* begin *

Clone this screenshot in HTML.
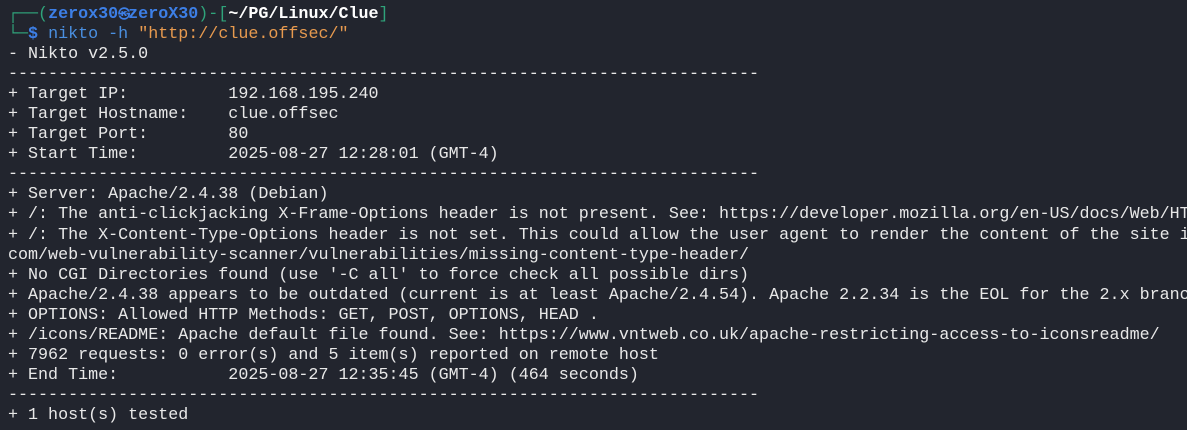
<!DOCTYPE html>
<html><head><meta charset="utf-8"><style>
html,body{margin:0;padding:0;background:#22252e;width:1187px;height:430px;overflow:hidden}
pre{margin:0;padding:5px 0 0 8px;font-family:"Liberation Mono","DejaVu Sans Mono",monospace;font-size:16.7px;line-height:20.05px;color:#e8e8e8;white-space:pre;overflow:hidden;width:1179px}
.g{color:#2fa37a}.b{color:#3d7fe6;font-weight:bold}.w{color:#fff;font-weight:bold}.c{color:#4a8fe0}.o{color:#e79a4f}
.k{display:inline-block;width:10px;font-size:12px;text-align:center}
</style></head><body><pre><span class="g">┌──(</span><span class="b">zerox30<span class="k">㉿</span>zeroX30</span><span class="g">)-[</span><span class="w">~/PG/Linux/Clue</span><span class="g">]</span>
<span class="g">└─</span><span class="b">$</span> <span class="c">nikto -h</span> <span class="o">"http://clue.offsec/"</span>
- Nikto v2.5.0
---------------------------------------------------------------------------
+ Target IP:          192.168.195.240
+ Target Hostname:    clue.offsec
+ Target Port:        80
+ Start Time:         2025-08-27 12:28:01 (GMT-4)
---------------------------------------------------------------------------
+ Server: Apache/2.4.38 (Debian)
+ /: The anti-clickjacking X-Frame-Options header is not present. See: https://developer.mozilla.org/en-US/docs/Web/HT
+ /: The X-Content-Type-Options header is not set. This could allow the user agent to render the content of the site i
com/web-vulnerability-scanner/vulnerabilities/missing-content-type-header/
+ No CGI Directories found (use '-C all' to force check all possible dirs)
+ Apache/2.4.38 appears to be outdated (current is at least Apache/2.4.54). Apache 2.2.34 is the EOL for the 2.x branc
+ OPTIONS: Allowed HTTP Methods: GET, POST, OPTIONS, HEAD .
+ /icons/README: Apache default file found. See: https://www.vntweb.co.uk/apache-restricting-access-to-iconsreadme/
+ 7962 requests: 0 error(s) and 5 item(s) reported on remote host
+ End Time:           2025-08-27 12:35:45 (GMT-4) (464 seconds)
---------------------------------------------------------------------------
+ 1 host(s) tested</pre></body></html>
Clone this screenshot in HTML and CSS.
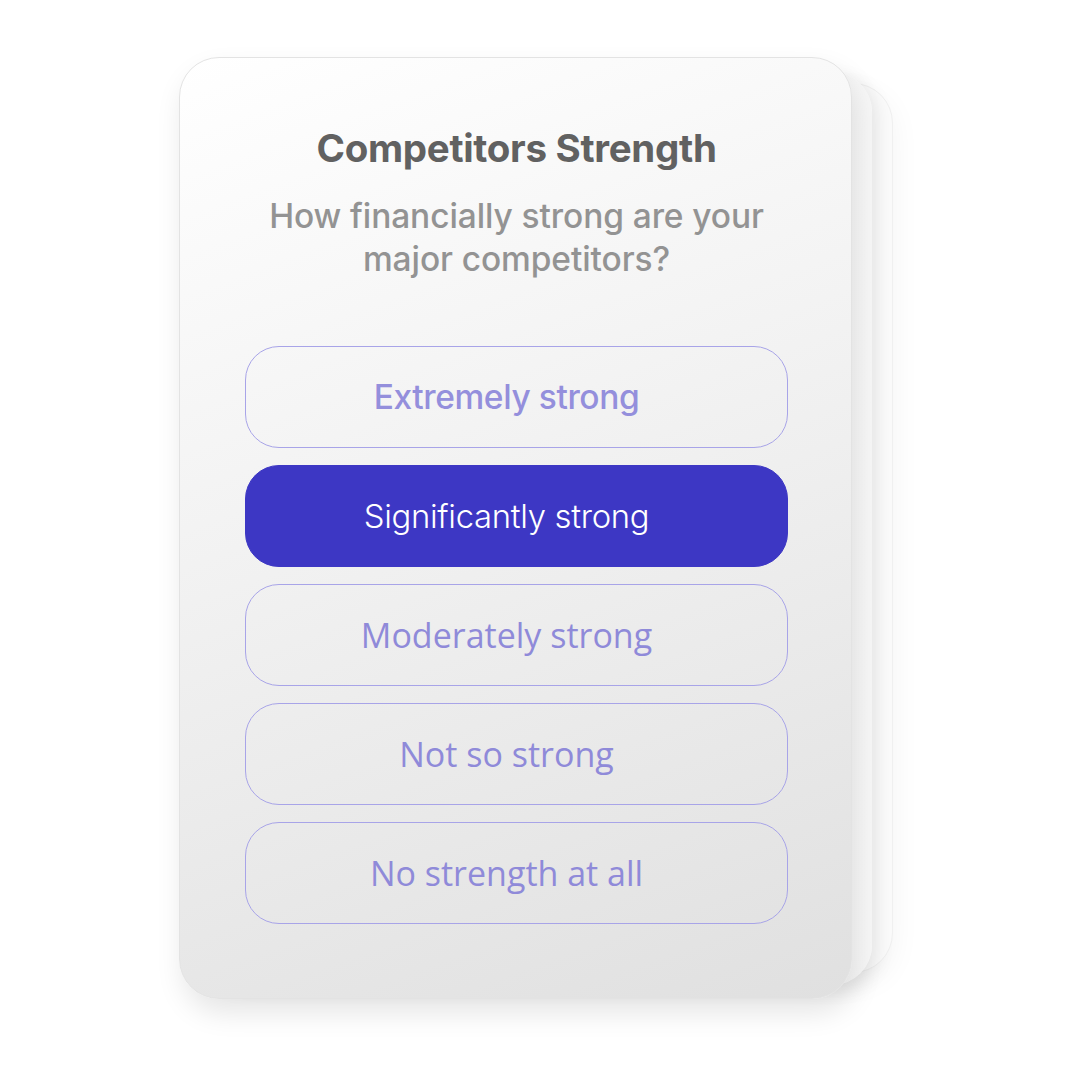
FILE: index.html
```html
<!DOCTYPE html>
<html lang="en">
<head>
<meta charset="utf-8">
<title>Competitors Strength</title>
<link rel="stylesheet" href="styles.css">
</head>
<body>
<div class="stage">
  <div class="stack">
    <div class="card">
      <h1 class="title">Competitors Strength</h1>
      <p class="question">How financially strong are your<br>major competitors?</p>
      <div class="options">
        <div class="option sf">Extremely strong</div>
        <div class="option selected">Significantly strong</div>
        <div class="option seg">Moderately strong</div>
        <div class="option seg">Not so strong</div>
        <div class="option seg">No strength at all</div>
      </div>
    </div>
  </div>
</div>
</body>
</html>
```
FILE: styles.css
```css
html, body {
  margin: 0;
  padding: 0;
  background: #ffffff;
}
.stage {
  width: 1080px;
  height: 1080px;
  padding: 57px 0 0 179px;
  box-sizing: border-box;
}
.stack {
  position: relative;
  width: 673px;
  height: 942px;
}
.stack::before,
.stack::after {
  content: "";
  position: absolute;
  border-radius: 40px;
}
.stack::before {
  left: 40px;
  right: -41px;
  top: 26px;
  bottom: 26px;
  background: #fbfbfb;
  box-shadow: 0 10px 30px rgba(0,0,0,0.05);
  border: 1px solid #f0f0f0;
}
.stack::after {
  left: 20px;
  right: -20px;
  top: 15px;
  bottom: 14px;
  background: linear-gradient(90deg, #ececec, #f7f7f7);
  box-shadow: 6px 6px 18px rgba(0,0,0,0.08);
}
.card {
  position: relative;
  z-index: 1;
  width: 100%;
  height: 100%;
  box-sizing: border-box;
  border-radius: 40px;
  background: linear-gradient(160deg, #ffffff 0%, #f3f3f3 40%, #e0e0e0 100%);
  border: 1px solid #e3e3e3;
  box-shadow: 4px 14px 28px rgba(0,0,0,0.10);
  padding: 66px 63px 0 65px;
  display: flex;
  flex-direction: column;
  align-items: stretch;
  font-family: Inter, "Liberation Sans", sans-serif;
}
.title {
  margin: 0;
  text-align: center;
  font-size: 38.5px;
  font-weight: 700;
  color: #616161;
  letter-spacing: -0.3px;
  line-height: 48px;
}
.question {
  margin: 23px 0 0 0;
  text-align: center;
  font-size: 33.5px;
  font-weight: 500;
  color: #939393;
  line-height: 43px;
  letter-spacing: -0.1px;
}
.options {
  margin-top: 65px;
  display: flex;
  flex-direction: column;
  gap: 17px;
}
.option {
  height: 102px;
  box-sizing: border-box;
  border: 1px solid #a8a4e8;
  border-radius: 34px;
  display: flex;
  align-items: center;
  justify-content: center;
  padding-right: 20px;
  font-size: 33.5px;
  color: #948fdc;
  font-family: Inter, "Liberation Sans", sans-serif;
}
.option.sf {
  font-weight: 500;
  letter-spacing: -0.4px;
}
.option.selected {
  background: #3d37c4;
  border-color: #3d37c4;
  color: #ffffff;
  font-weight: 300;
  font-size: 32.8px;
  letter-spacing: -0.3px;
}
.option.seg {
  font-family: "Open Sans", "Noto Sans", sans-serif;
  font-weight: 400;
  font-size: 34px;
  color: #8f8ad9;
}
```
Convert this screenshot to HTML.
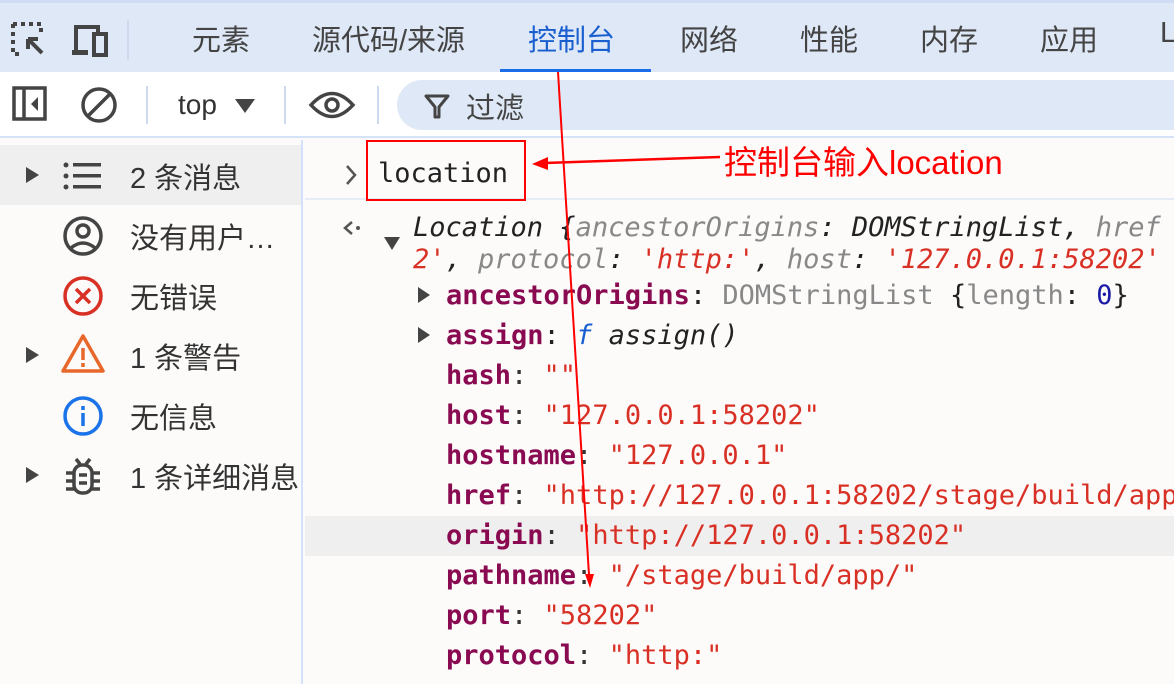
<!DOCTYPE html>
<html><head><meta charset="utf-8"><style>
*{margin:0;padding:0;box-sizing:border-box}
body{width:1174px;height:684px;overflow:hidden;background:#fcfbfa;font-family:"Liberation Sans","Noto Sans CJK SC",sans-serif;position:relative;color:#333}
.abs{position:absolute}
.tabs{left:0;top:0;width:1174px;height:72px;background:#dfe8f6;border-top:3px solid #cfdcf3}
.tab{position:absolute;top:14px;font-size:29px;color:#444}
.tb{left:0;top:72px;width:1174px;height:66px;background:#fff;border-bottom:2px solid #d6e2f7}
.side{left:0;top:140px;width:303px;height:544px;border-right:2px solid #d3e1fa}
.si{position:absolute;left:0;width:301px;height:60px;font-size:29px;color:#333}
.si span.t{position:absolute;left:130px;top:10px}
.tri{position:absolute;left:26px;top:22px;width:0;height:0;border-left:13px solid #444;border-top:8px solid transparent;border-bottom:8px solid transparent}
.mono{font-family:"DejaVu Sans Mono","Liberation Mono",monospace;font-size:27px;position:absolute;white-space:pre;line-height:40px}
.k{color:#8a0a52;font-weight:bold}
.s{color:#d93025}
.g{color:#888}
</style></head><body>
<div class="abs tabs">
  <svg class="abs" style="left:10px;top:18px" width="40" height="40" viewBox="0 0 40 40"><path d="M3 3h28v10M3 3v30h10" stroke="#444" stroke-width="4" stroke-dasharray="4 4" fill="none"/><path d="M18 18l14 14M18 18h10M18 18v10" stroke="#444" stroke-width="4" fill="none"/></svg>
  <svg class="abs" style="left:70px;top:20px" width="40" height="36" viewBox="0 0 40 36"><path d="M6 30V4h22v6" stroke="#444" stroke-width="4" fill="none"/><rect x="2" y="27" width="16" height="5" fill="#444"/><rect x="24" y="11" width="12" height="21" stroke="#444" stroke-width="4" fill="none"/></svg>
  <div class="abs" style="left:127px;top:17px;width:2px;height:40px;background:#cdd9ef"></div>
  <div class="tab" style="left:192px">元素</div>
  <div class="tab" style="left:312px">源代码/来源</div>
  <div class="tab" style="left:528px;color:#1a5fd0">控制台</div>
  <div class="tab" style="left:680px">网络</div>
  <div class="tab" style="left:800px">性能</div>
  <div class="tab" style="left:920px">内存</div>
  <div class="tab" style="left:1040px">应用</div>
  <div class="tab" style="left:1160px">L</div>
  <div class="abs" style="left:500px;top:66px;width:151px;height:4px;background:#1a6ce8"></div>
</div>
<div class="abs tb">
  <svg class="abs" style="left:12px;top:14px" width="36" height="36" viewBox="0 0 36 36"><rect x="2" y="2" width="31" height="31" stroke="#444" stroke-width="3.5" fill="none"/><path d="M12 2v31" stroke="#444" stroke-width="3.5"/><path d="M26 11l-7 7 7 7z" fill="#444"/></svg>
  <svg class="abs" style="left:80px;top:14px" width="38" height="38" viewBox="0 0 38 38"><circle cx="19" cy="19" r="16" stroke="#444" stroke-width="3.5" fill="none"/><path d="M8 30L30 8" stroke="#444" stroke-width="3.5"/></svg>
  <div class="abs" style="left:146px;top:14px;width:2px;height:38px;background:#cdd9ef"></div>
  <div class="abs" style="left:178px;top:17px;font-size:28px;color:#333">top</div>
  <div class="abs" style="left:235px;top:27px;width:0;height:0;border-top:14px solid #444;border-left:10px solid transparent;border-right:10px solid transparent"></div>
  <div class="abs" style="left:284px;top:14px;width:2px;height:38px;background:#cdd9ef"></div>
  <svg class="abs" style="left:308px;top:18px" width="48" height="30" viewBox="0 0 48 30"><path d="M3 15Q24 -8 45 15Q24 38 3 15z" stroke="#444" stroke-width="3.5" fill="none"/><circle cx="24" cy="15" r="6" stroke="#444" stroke-width="3.5" fill="none"/></svg>
  <div class="abs" style="left:377px;top:14px;width:2px;height:38px;background:#cdd9ef"></div>
  <div class="abs" style="left:397px;top:8px;width:800px;height:50px;border-radius:25px;background:#dfe8f6"></div>
  <svg class="abs" style="left:424px;top:21px" width="26" height="26" viewBox="0 0 26 26"><path d="M2 3h22L15 14v10h-4V14z" stroke="#444" stroke-width="3" fill="none" stroke-linejoin="round"/></svg>
  <div class="abs" style="left:466px;top:13px;font-size:29px;color:#444">过滤</div>
</div>
<div class="abs side">
  <div class="si" style="top:5px;background:#efefef"><div class="tri"></div>
    <svg class="abs" style="left:62px;top:16px" width="40" height="30" viewBox="0 0 40 30"><g fill="#444"><circle cx="4" cy="4" r="2.5"/><circle cx="4" cy="15" r="2.5"/><circle cx="4" cy="26" r="2.5"/><rect x="11" y="2" width="28" height="3.5"/><rect x="11" y="13" width="28" height="3.5"/><rect x="11" y="24" width="28" height="3.5"/></g></svg>
    <span class="t">2 条消息</span></div>
  <div class="si" style="top:65px">
    <svg class="abs" style="left:62px;top:10px" width="42" height="42" viewBox="0 0 42 42"><circle cx="21" cy="21" r="18" stroke="#444" stroke-width="3.5" fill="none"/><circle cx="21" cy="16" r="6" stroke="#444" stroke-width="3.5" fill="none"/><path d="M9 33q12-10 24 0" stroke="#444" stroke-width="3.5" fill="none"/></svg>
    <span class="t">没有用户…</span></div>
  <div class="si" style="top:125px">
    <svg class="abs" style="left:62px;top:10px" width="42" height="42" viewBox="0 0 42 42"><circle cx="21" cy="21" r="18" stroke="#d93025" stroke-width="3.5" fill="none"/><path d="M14 14l14 14M28 14L14 28" stroke="#d93025" stroke-width="3.5"/></svg>
    <span class="t">无错误</span></div>
  <div class="si" style="top:185px"><div class="tri"></div>
    <svg class="abs" style="left:60px;top:8px" width="46" height="42" viewBox="0 0 46 42"><path d="M23 3L43 38H3z" stroke="#e8672a" stroke-width="3.5" fill="none" stroke-linejoin="round"/><path d="M23 15v12M23 30v4" stroke="#e8672a" stroke-width="3.5"/></svg>
    <span class="t">1 条警告</span></div>
  <div class="si" style="top:245px">
    <svg class="abs" style="left:62px;top:10px" width="42" height="42" viewBox="0 0 42 42"><circle cx="21" cy="21" r="18" stroke="#1a73e8" stroke-width="3.5" fill="none"/><path d="M21 18v13M21 11v4" stroke="#1a73e8" stroke-width="3.5"/></svg>
    <span class="t">无信息</span></div>
  <div class="si" style="top:305px"><div class="tri"></div>
    <svg class="abs" style="left:64px;top:10px" width="38" height="42" viewBox="0 0 38 42"><g stroke="#444" stroke-width="3.5" fill="none"><path d="M12 4l4 5M26 4l-4 5"/><rect x="10" y="10" width="18" height="28" rx="8"/><path d="M2 18h8M28 18h8M2 26h8M28 26h8M2 34h8M28 34h8M15 20h8M15 28h8"/></g></svg>
    <span class="t">1 条详细消息</span></div>
</div>
<div class="abs" style="left:305px;top:198px;width:869px;height:2px;background:#e6ecf6"></div>
<div class="abs" style="left:305px;top:516px;width:869px;height:40px;background:#efefef"></div>
<svg class="abs" style="left:344px;top:164px" width="14" height="22" viewBox="0 0 14 22"><path d="M3 2l8 9-8 9" stroke="#555" stroke-width="2.5" fill="none"/></svg>
<div class="mono" style="left:378px;top:154px;color:#222">location</div>
<svg class="abs" style="left:342px;top:219px" width="22" height="18" viewBox="0 0 22 18"><path d="M10 3L3 9l7 6" stroke="#555" stroke-width="2.5" fill="none"/><circle cx="16" cy="9" r="2" fill="#555"/></svg>
<div class="abs" style="left:384px;top:237px;width:0;height:0;border-top:13px solid #444;border-left:8px solid transparent;border-right:8px solid transparent"></div>
<div class="mono" style="left:413px;top:208px;font-style:italic;color:#222">Location {<span class="g">ancestorOrigins</span>: DOMStringList, <span class="g">href</span></div>
<div class="mono" style="left:413px;top:240px;font-style:italic;color:#222"><span class="s">2'</span>, <span class="g">protocol</span>: <span class="s">'http:'</span>, <span class="g">host</span>: <span class="s">'127.0.0.1:58202'</span></div>
<div class="abs" style="left:418px;top:287px;width:0;height:0;border-left:12px solid #444;border-top:8px solid transparent;border-bottom:8px solid transparent"></div>
<div class="abs" style="left:418px;top:327px;width:0;height:0;border-left:12px solid #444;border-top:8px solid transparent;border-bottom:8px solid transparent"></div>
<div class="mono" style="left:446px;top:276px;color:#222"><span class="k">ancestorOrigins</span>: <span class="g">DOMStringList</span> {<span class="g">length</span>: <span style="color:#1a1aa6">0</span>}</div>
<div class="mono" style="left:446px;top:316px;color:#222"><span class="k">assign</span>: <i style="color:#1a5fd0">f</i> <i>assign()</i></div>
<div class="mono" style="left:446px;top:356px"><span class="k">hash</span>: <span class="s">""</span></div>
<div class="mono" style="left:446px;top:396px"><span class="k">host</span>: <span class="s">"127.0.0.1:58202"</span></div>
<div class="mono" style="left:446px;top:436px"><span class="k">hostname</span>: <span class="s">"127.0.0.1"</span></div>
<div class="mono" style="left:446px;top:476px"><span class="k">href</span>: <span class="s">"http://127.0.0.1:58202/stage/build/app/"</span></div>
<div class="mono" style="left:446px;top:516px"><span class="k">origin</span>: <span class="s">"http://127.0.0.1:58202"</span></div>
<div class="mono" style="left:446px;top:556px"><span class="k">pathname</span>: <span class="s">"/stage/build/app/"</span></div>
<div class="mono" style="left:446px;top:596px"><span class="k">port</span>: <span class="s">"58202"</span></div>
<div class="mono" style="left:446px;top:636px"><span class="k">protocol</span>: <span class="s">"http:"</span></div>
<div class="abs" style="left:366px;top:140px;width:160px;height:61px;border:2px solid #f00"></div>
<svg class="abs" style="left:0;top:0" width="1174" height="684"><path d="M720 157L545 163" stroke="#f00" stroke-width="2.5"/><path d="M532 164l16-7v13z" fill="#f00"/><path d="M558 72L589 575" stroke="#f00" stroke-width="2"/><path d="M590 588l-5-14h9z" fill="#f00"/></svg>
<div class="abs" style="left:724px;top:136px;font-size:33px;color:#f00">控制台输入location</div>
</body></html>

* end *

Exercise brief →
Look for the word "screenshot" in every line of the listing and copy the lines that have it.

Solution to this problem →
Clone this screenshot in HTML.
Clone this screenshot in HTML and CSS.
Convert this screenshot to HTML.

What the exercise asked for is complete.